(Task prompt):
Write out each line exactly as given. Leave the pictures out of your copy.

>> Begin Recorded information

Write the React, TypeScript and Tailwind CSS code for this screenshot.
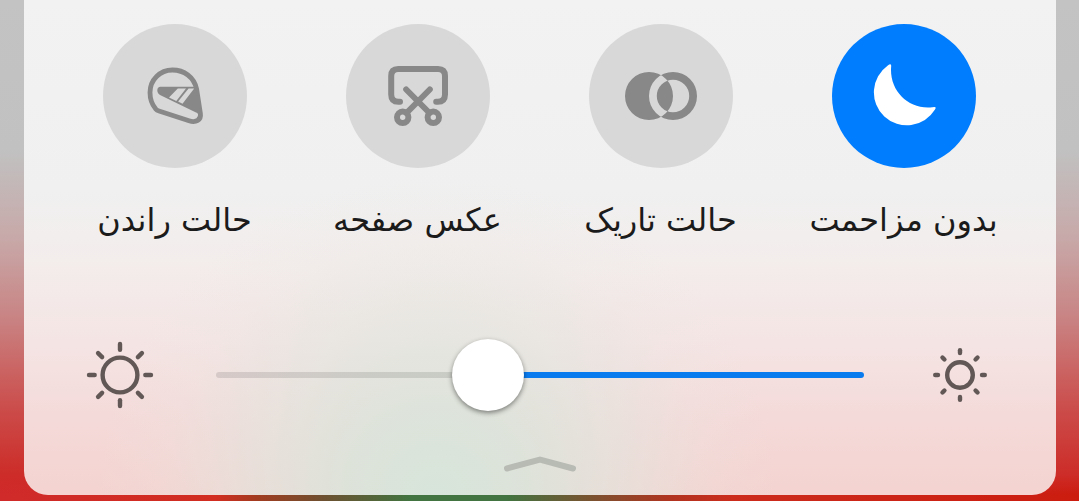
import { useState, type ReactNode } from "react";

function MoonIcon() {
  return (
    <svg viewBox="0 0 72 72" className="size-18" fill="currentColor" aria-hidden="true">
      <path d="M19.8 5.4Q23.4 2.6 23.2 6C20.8 30 40 50 64.3 47.3Q69.2 46 67 49.6A33 33 0 1 1 19.8 5.4Z" />
    </svg>
  );
}

function DarkModeIcon() {
  return (
    <svg viewBox="0 0 72 72" className="size-18" fill="currentColor" aria-hidden="true">
      <path
        fillRule="evenodd"
        d="M0 36a24 24 0 1 0 48 0a24 24 0 1 0-48 0ZM24 36a24 24 0 1 0 48 0a24 24 0 1 0-48 0ZM31.8 36a16.2 16.2 0 1 0 32.4 0a16.2 16.2 0 1 0-32.4 0Z"
      />
    </svg>
  );
}

function ScreenshotIcon() {
  return (
    <svg
      viewBox="0 0 72 72"
      className="size-18"
      fill="none"
      stroke="currentColor"
      strokeWidth="6"
      strokeLinecap="round"
      aria-hidden="true"
    >
      <path d="M18 41.8H16.5Q9.2 41.8 9.2 34.5V16Q9.2 9 16.2 9H56Q63 9 63 16V34.5Q63 41.8 55.7 41.8H54.2" />
      <path d="M24.2 29.5L47.5 53M47.8 29.5L24.5 53" />
      <circle cx="20.7" cy="57.3" r="5.7" />
      <circle cx="51.3" cy="57.3" r="5.7" />
    </svg>
  );
}

function HelmetIcon() {
  return (
    <svg viewBox="0 0 72 72" className="size-18" aria-hidden="true">
      <path
        fill="none"
        stroke="currentColor"
        strokeWidth="4.8"
        d="M33.4 10C21 10 11 20 11 32.5C11 39 13.3 44.8 16.6 48.8Q18 50.4 20 51L50 60.8C57 63 62.4 60 61.4 53.5L57.6 29C55 17 45 10 33.4 10Z"
      />
      <path
        fill="currentColor"
        fillRule="evenodd"
        d="M21.5 26.8H57L61.5 57.5L59 54Q58.5 53 56.5 52.2L21.5 35.2C17 33 17.5 26.8 21.5 26.8ZM38.8 28.6L30 37.4L37.3 40.9L47 28.6ZM49.6 28.6L39.1 41.6L43.5 43.7L55.2 28.6Z"
      />
    </svg>
  );
}

const rayAngles = [0, 45, 90, 135, 180, 225, 270, 315];

function SunIcon({ radius, rayStart, rayEnd }: { radius: number; rayStart: number; rayEnd: number }) {
  return (
    <svg
      viewBox="0 0 72 72"
      className="size-18 shrink-0 text-[#625957]"
      fill="none"
      stroke="currentColor"
      strokeWidth="4.4"
      strokeLinecap="round"
      aria-hidden="true"
    >
      <circle cx="36" cy="36" r={radius} />
      {rayAngles.map((angle) => (
        <path key={angle} d={`M36 ${36 - rayStart}V${36 - rayEnd}`} transform={`rotate(${angle} 36 36)`} />
      ))}
    </svg>
  );
}

const tiles: { label: string; icon: ReactNode }[] = [
  { label: "بدون مزاحمت", icon: <MoonIcon /> },
  { label: "حالت تاریک", icon: <DarkModeIcon /> },
  { label: "عکس صفحه", icon: <ScreenshotIcon /> },
  { label: "حالت راندن", icon: <HelmetIcon /> },
];

export default function App() {
  const [enabled, setEnabled] = useState([true, false, false, false]);
  const [brightness, setBrightness] = useState(59);

  const toggle = (index: number) => setEnabled((prev) => prev.map((on, i) => (i === index ? !on : on)));

  return (
    <div
      dir="rtl"
      className="min-h-screen bg-[linear-gradient(to_right,#d02a2a_0%,#d22d20_20%,#a03c20_24%,#6d5030_30%,#417440_38%,#417440_47%,#6d5a34_53%,#b03420_62%,#cc2c1c_68%,#cc1c10_100%)] font-['DejaVu_Sans',sans-serif]"
    >
      <div className="bg-[linear-gradient(to_bottom,#c3c3c3_0px,#c1c1c1_150px,#c8a8a8_240px,#c98282_320px,#cb4c4a_410px,#cd2c28_475px,transparent_494px)] pr-[23px] pb-1.5 pl-6">
        <main className="rounded-b-3xl bg-[radial-gradient(ellipse_340px_320px_at_40%_100%,#d7e5da_0%,#dae5dbd9_28%,#dfe7df88_54%,#e8e8e22c_80%,#f0e8e400_100%),linear-gradient(to_bottom,#f2f2f2_0px,#f0f0f0_190px,#f3edec_260px,#f4e5e4_340px,#f4dad9_420px,#f4d3d0_494px)] pt-6">
          <div className="grid grid-cols-4 pr-[31px] pl-[29px]">
            {tiles.map((tile, index) => (
              <button
                key={tile.label}
                type="button"
                aria-pressed={enabled[index]}
                onClick={() => toggle(index)}
                className="flex flex-col items-center gap-8"
              >
                <span
                  className={
                    enabled[index]
                      ? "flex size-36 items-center justify-center rounded-full bg-[#007dff] text-white"
                      : "flex size-36 items-center justify-center rounded-full bg-[#d8d8d8] text-[#888888]"
                  }
                >
                  {tile.icon}
                </span>
                <span className="text-[32px] leading-10 whitespace-nowrap text-[#1b1b1b]">{tile.label}</span>
              </button>
            ))}
          </div>

          <div className="mt-[99px] flex items-center gap-[60px] px-[60px]">
            <SunIcon radius={12.8} rayStart={22} rayEnd={24.8} />
            <input
              type="range"
              aria-label="روشنایی"
              min={0}
              max={100}
              value={brightness}
              onChange={(event) => setBrightness(Number(event.target.value))}
              style={{
                backgroundImage: `linear-gradient(to left, #0a7bee ${brightness}%, #0000001c ${brightness}%)`,
              }}
              className="h-1.5 min-w-0 flex-1 appearance-none rounded-full outline-none [&::-webkit-slider-thumb]:size-18 [&::-webkit-slider-thumb]:appearance-none [&::-webkit-slider-thumb]:rounded-full [&::-webkit-slider-thumb]:bg-white [&::-webkit-slider-thumb]:shadow-[0_2px_5px_rgba(0,0,0,0.45)]"
            />
            <SunIcon radius={17.4} rayStart={25.3} rayEnd={31} />
          </div>

          <div className="flex justify-center pt-11 pb-[22px]">
            <button type="button" aria-label="بستن" className="text-[#b8bab4]">
              <svg
                viewBox="0 0 72 18"
                className="h-[18px] w-18"
                fill="none"
                stroke="currentColor"
                strokeWidth="6"
                strokeLinecap="round"
                aria-hidden="true"
              >
                <path d="M3 13.5L36 4.6L69 13.5" />
              </svg>
            </button>
          </div>
        </main>
      </div>
    </div>
  );
}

>> End Recorded information

(Result for this task):
Write the React, TypeScript and Tailwind CSS code for this screenshot.
import { useState, type ReactNode } from "react";

function MoonIcon() {
  return (
    <svg viewBox="0 0 72 72" className="size-18" fill="currentColor" aria-hidden="true">
      <path d="M19.8 5.4Q23.4 2.6 23.2 6C20.8 30 40 50 64.3 47.3Q69.2 46 67 49.6A33 33 0 1 1 19.8 5.4Z" />
    </svg>
  );
}

function DarkModeIcon() {
  return (
    <svg viewBox="0 0 72 72" className="size-18" fill="currentColor" aria-hidden="true">
      <path
        fillRule="evenodd"
        d="M0 36a24 24 0 1 0 48 0a24 24 0 1 0-48 0ZM24 36a24 24 0 1 0 48 0a24 24 0 1 0-48 0ZM31.8 36a16.2 16.2 0 1 0 32.4 0a16.2 16.2 0 1 0-32.4 0Z"
      />
    </svg>
  );
}

function ScreenshotIcon() {
  return (
    <svg
      viewBox="0 0 72 72"
      className="size-18"
      fill="none"
      stroke="currentColor"
      strokeWidth="6"
      strokeLinecap="round"
      aria-hidden="true"
    >
      <path d="M18 41.8H16.5Q9.2 41.8 9.2 34.5V16Q9.2 9 16.2 9H56Q63 9 63 16V34.5Q63 41.8 55.7 41.8H54.2" />
      <path d="M24.2 29.5L47.5 53M47.8 29.5L24.5 53" />
      <circle cx="20.7" cy="57.3" r="5.7" />
      <circle cx="51.3" cy="57.3" r="5.7" />
    </svg>
  );
}

function HelmetIcon() {
  return (
    <svg viewBox="0 0 72 72" className="size-18" aria-hidden="true">
      <path
        fill="none"
        stroke="currentColor"
        strokeWidth="4.8"
        d="M33.4 10C21 10 11 20 11 32.5C11 39 13.3 44.8 16.6 48.8Q18 50.4 20 51L50 60.8C57 63 62.4 60 61.4 53.5L57.6 29C55 17 45 10 33.4 10Z"
      />
      <path
        fill="currentColor"
        fillRule="evenodd"
        d="M21.5 26.8H57L61.5 57.5L59 54Q58.5 53 56.5 52.2L21.5 35.2C17 33 17.5 26.8 21.5 26.8ZM38.8 28.6L30 37.4L37.3 40.9L47 28.6ZM49.6 28.6L39.1 41.6L43.5 43.7L55.2 28.6Z"
      />
    </svg>
  );
}

const rayAngles = [0, 45, 90, 135, 180, 225, 270, 315];

function SunIcon({ radius, rayStart, rayEnd }: { radius: number; rayStart: number; rayEnd: number }) {
  return (
    <svg
      viewBox="0 0 72 72"
      className="size-18 shrink-0 text-[#625957]"
      fill="none"
      stroke="currentColor"
      strokeWidth="4.4"
      strokeLinecap="round"
      aria-hidden="true"
    >
      <circle cx="36" cy="36" r={radius} />
      {rayAngles.map((angle) => (
        <path key={angle} d={`M36 ${36 - rayStart}V${36 - rayEnd}`} transform={`rotate(${angle} 36 36)`} />
      ))}
    </svg>
  );
}

const tiles: { label: string; icon: ReactNode }[] = [
  { label: "بدون مزاحمت", icon: <MoonIcon /> },
  { label: "حالت تاریک", icon: <DarkModeIcon /> },
  { label: "عکس صفحه", icon: <ScreenshotIcon /> },
  { label: "حالت راندن", icon: <HelmetIcon /> },
];

export default function App() {
  const [enabled, setEnabled] = useState([true, false, false, false]);
  const [brightness, setBrightness] = useState(59);

  const toggle = (index: number) => setEnabled((prev) => prev.map((on, i) => (i === index ? !on : on)));

  return (
    <div
      dir="rtl"
      className="min-h-screen bg-[linear-gradient(to_right,#d02a2a_0%,#d22d20_20%,#a03c20_24%,#6d5030_30%,#417440_38%,#417440_47%,#6d5a34_53%,#b03420_62%,#cc2c1c_68%,#cc1c10_100%)] font-['DejaVu_Sans',sans-serif]"
    >
      <div className="bg-[linear-gradient(to_bottom,#c3c3c3_0px,#c1c1c1_150px,#c8a8a8_240px,#c98282_320px,#cb4c4a_410px,#cd2c28_475px,transparent_494px)] pr-[23px] pb-1.5 pl-6">
        <main className="rounded-b-3xl bg-[radial-gradient(ellipse_340px_320px_at_40%_100%,#d7e5da_0%,#dae5dbd9_28%,#dfe7df88_54%,#e8e8e22c_80%,#f0e8e400_100%),linear-gradient(to_bottom,#f2f2f2_0px,#f0f0f0_190px,#f3edec_260px,#f4e5e4_340px,#f4dad9_420px,#f4d3d0_494px)] pt-6">
          <div className="grid grid-cols-4 pr-[31px] pl-[29px]">
            {tiles.map((tile, index) => (
              <button
                key={tile.label}
                type="button"
                aria-pressed={enabled[index]}
                onClick={() => toggle(index)}
                className="flex flex-col items-center gap-8"
              >
                <span
                  className={
                    enabled[index]
                      ? "flex size-36 items-center justify-center rounded-full bg-[#007dff] text-white"
                      : "flex size-36 items-center justify-center rounded-full bg-[#d8d8d8] text-[#888888]"
                  }
                >
                  {tile.icon}
                </span>
                <span className="text-[32px] leading-10 whitespace-nowrap text-[#1b1b1b]">{tile.label}</span>
              </button>
            ))}
          </div>

          <div className="mt-[99px] flex items-center gap-[60px] px-[60px]">
            <SunIcon radius={12.8} rayStart={22} rayEnd={24.8} />
            <input
              type="range"
              aria-label="روشنایی"
              min={0}
              max={100}
              value={brightness}
              onChange={(event) => setBrightness(Number(event.target.value))}
              style={{
                backgroundImage: `linear-gradient(to left, #0a7bee ${brightness}%, #0000001c ${brightness}%)`,
              }}
              className="h-1.5 min-w-0 flex-1 appearance-none rounded-full outline-none [&::-webkit-slider-thumb]:size-18 [&::-webkit-slider-thumb]:appearance-none [&::-webkit-slider-thumb]:rounded-full [&::-webkit-slider-thumb]:bg-white [&::-webkit-slider-thumb]:shadow-[0_2px_5px_rgba(0,0,0,0.45)]"
            />
            <SunIcon radius={17.4} rayStart={25.3} rayEnd={31} />
          </div>

          <div className="flex justify-center pt-11 pb-[22px]">
            <button type="button" aria-label="بستن" className="text-[#b8bab4]">
              <svg
                viewBox="0 0 72 18"
                className="h-[18px] w-18"
                fill="none"
                stroke="currentColor"
                strokeWidth="6"
                strokeLinecap="round"
                aria-hidden="true"
              >
                <path d="M3 13.5L36 4.6L69 13.5" />
              </svg>
            </button>
          </div>
        </main>
      </div>
    </div>
  );
}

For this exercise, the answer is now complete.